Sommerville's coworkers at the store were ordered to report her if she tried to use the women's bathroom in violation of Hobby Lobby's policy, and on one occasion she was given a written warning for entering the women's bathroom. Although Hobby Lobby eventually installed a unisex bathroom, Sommerville testified that this did not alleviate her feelings of discrimination based on her transgender status.

The court held that Hobby Lobby's actions violated the Illinois Human Rights Act's (IHRA's) prohibition on discrimination based on sex and sexual orientation, which the Act defines to include gender identity, rejecting Hobby Lobby's contention that sex is an immutable characteristic. Hobby Lobby itself recognized Sommerville's gender identity in other ways, such as its personnel records, the court noted, undermining this line of reasoning.

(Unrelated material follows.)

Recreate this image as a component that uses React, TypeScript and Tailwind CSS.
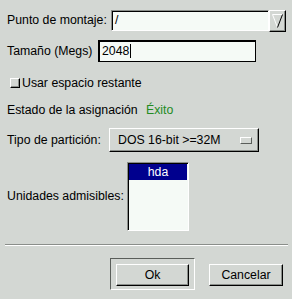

Although the IHRA allows sex-segregated restrooms, the opinion explained, denying an employee access to the bathroom that corresponds to their gender identity is unlawful discrimination based on transgender status. The existence of the unisex bathroom "cannot cure its unequal treatment of Sommerville with respect to the women's bathroom," the court emphasized. "If every employee and customer except Sommerville may use either the unisex bathroom or the bathroom corresponding to their sex, but Sommerville's choices are limited to the unisex bathroom or a bathroom that does not correspond to her sex, Hobby Lobby is still discriminating unlawfully."

The Illinois decision follows on the heels of an Indiana federal district court decision dismissing the retaliation claim of a teacher who resigned out of objection to a school policy requiring teachers to address transgender students by their chosen names and pronouns. In addition, the federal Equal Employment Opportunity Commission (EEOC) recently issued guidance stating that employers may not deny an employee equal access to a bathroom, locker room or shower that corresponds to the employee's gender identity.